Auch langfristig sind Aktien nicht „sicher“

Aktieninvestments gelten als attraktiv, was die damit verbundenen Renditechancen betrifft. Bestätigt wird das durch die langfristige Entwicklung vieler bekannter Indizes. Und auch wissenschaftliche Studien haben recht eindeutig dokumentiert, dass sich am Aktienmarkt eine beträchtliche Prämie erzielen lässt.
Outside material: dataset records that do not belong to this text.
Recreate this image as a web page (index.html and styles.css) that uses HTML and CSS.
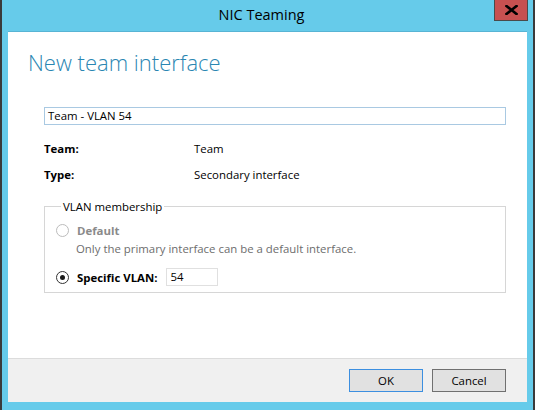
FILE: index.html
```html
<!DOCTYPE html>
<html>
<head>
<meta charset="utf-8">
<link rel="stylesheet" href="styles.css">
</head>
<body>
<div class="window">
  <div class="titlebar">
    <span class="title">NIC Teaming</span>
    <div class="close">
      <svg width="13" height="10" viewBox="0 0 13 10"><path d="M1.5 1 L11.5 9 M11.5 1 L1.5 9" stroke="#000" stroke-width="2.6" stroke-linecap="square"/></svg>
    </div>
  </div>
  <div class="client">
    <div class="content">
      <h1 class="heading">New team interface</h1>
      <div class="namebox">Team - VLAN 54</div>
      <div class="props">
        <div class="prop"><span class="plabel">Team:</span><span class="pvalue">Team</span></div>
        <div class="prop"><span class="plabel">Type:</span><span class="pvalue">Secondary interface</span></div>
      </div>
      <fieldset class="group">
        <legend class="legend">VLAN membership</legend>
        <div class="option disabled">
          <span class="radio"></span>
          <span class="olabel">Default</span>
        </div>
        <div class="desc">Only the primary interface can be a default interface.</div>
        <div class="option">
          <span class="radio checked"><span class="dot"></span></span>
          <span class="olabel">Specific VLAN:</span>
          <span class="vlanbox">54</span>
        </div>
      </fieldset>
    </div>
    <div class="footer">
      <div class="btn default">OK</div>
      <div class="btn">Cancel</div>
    </div>
  </div>
</div>
</body>
</html>
```
FILE: styles.css
```css
html, body {
  margin: 0;
  padding: 0;
}
body {
  font-family: "Open Sans", "Noto Sans", sans-serif;
  font-size: 11.4px;
  color: #000;
}
.window {
  width: 535px;
  height: 410px;
  box-sizing: border-box;
  background: #66cbea;
  border-left: 2px solid #3a3a3a;
  border-right: 2px solid #3a3a3a;
  padding: 0 6px 8px 6px;
  display: flex;
  flex-direction: column;
  position: relative;
}
.titlebar {
  height: 31px;
  display: flex;
  align-items: center;
  justify-content: center;
  flex: none;
}
.title {
  font-size: 14.5px;
  color: #000;
  margin-top: -2px;
  margin-left: -12px;
}
.close {
  position: absolute;
  top: 0;
  right: 5px;
  width: 32px;
  height: 20px;
  background: #c75050;
  border: 1px solid #4a4a4a;
  border-top: none;
  display: flex;
  align-items: center;
  justify-content: center;
}
.client {
  flex: 1;
  background: #fff;
  border-top: 1px solid #58b4d4;
  display: flex;
  flex-direction: column;
}
.content {
  flex: 1;
  padding: 14px 21px 0 36px;
}
.heading {
  margin: 0 0 0 -16px;
  font-size: 22px;
  font-weight: 300;
  color: #2a86b2;
  line-height: 32px;
  height: 32px;
}
.namebox {
  margin-top: 29px;
  height: 16px;
  border: 1px solid #a9c9e2;
  padding: 0 3px;
  line-height: 16px;
}
.props {
  margin-top: 10px;
}
.prop {
  display: flex;
  height: 26px;
  align-items: center;
}
.plabel {
  width: 150px;
  font-weight: bold;
}
.group {
  margin: 12px 0 0 0;
  border: 1px solid #d6d6d6;
  padding: 7px 0 6px 11px;
}
.legend {
  padding: 0 2px;
  margin-left: 5px;
}
.option {
  display: flex;
  align-items: center;
  height: 18px;
}
.radio {
  width: 11px;
  height: 11px;
  border: 1px solid #333;
  border-radius: 50%;
  box-sizing: content-box;
  display: flex;
  align-items: center;
  justify-content: center;
  margin-right: 8px;
  background: #fff;
}
.disabled .radio {
  border-color: #bcbcbc;
}
.dot {
  width: 5px;
  height: 5px;
  border-radius: 50%;
  background: #1a1a1a;
}
.olabel {
  font-weight: bold;
}
.disabled .olabel {
  color: #8a8a8a;
}
.desc {
  margin-left: 20px;
  margin-top: 1px;
  height: 17px;
  line-height: 17px;
  color: #6d6d6d;
}
.option + .desc + .option {
  margin-top: 11px;
}
.vlanbox {
  margin-left: 9px;
  width: 44px;
  height: 16px;
  border: 1px solid #e0e0e0;
  padding: 0 3px;
  line-height: 16px;
  font-weight: normal;
}
.footer {
  flex: none;
  background: #f0f0f0;
  border-top: 1px solid #dcdcdc;
  display: flex;
  justify-content: flex-end;
  align-items: flex-start;
  padding: 10px 21px 0 0;
  gap: 9px;
  box-sizing: border-box;
  height: 44px;
}
.btn {
  width: 72px;
  height: 21px;
  border: 1px solid #707070;
  background: #e1e1e1;
  display: flex;
  align-items: center;
  justify-content: center;
}
.btn.default {
  border-color: #3c8fe0;
}
```
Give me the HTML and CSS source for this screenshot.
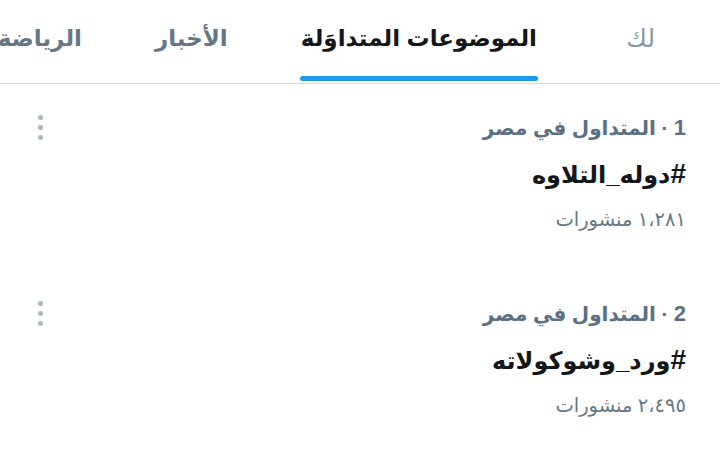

Allerdings ist zu berücksichtigen, dass sich viele Untersuchungen auf den US-Markt beziehen, der in der Vergangenheit eine besonders gute Entwicklung hinlegte. Das lässt sich nicht unbedingt auf andere Märkte übertragen. Das klassische Gegenbeispiel lieferte Japan. Die nominale Rendite des Nikkei lag nach dem vorherigen Boom im Zeitraum von 1989 bis 2019 inklusive Dividenden bei minus neun Prozent, die reale Rendite (also nach Abzug der Inflation) bei minus 21 Prozent.

 

Globale Untersuchung

Die Studie „Stocks for the Long Run? Evidence from a Broad Sample of Developed Markets“ untersucht deshalb die charakteristische Verteilung langfristiger Aktienrenditen auf Basis eines breiten historischen Datensatzes. Dieser umfasst 39 entwickelte Märkte im Zeitraum von 1841 bis 2019 und berücksichtigt dabei den Survivorship Bias, der hier besonders relevant ist.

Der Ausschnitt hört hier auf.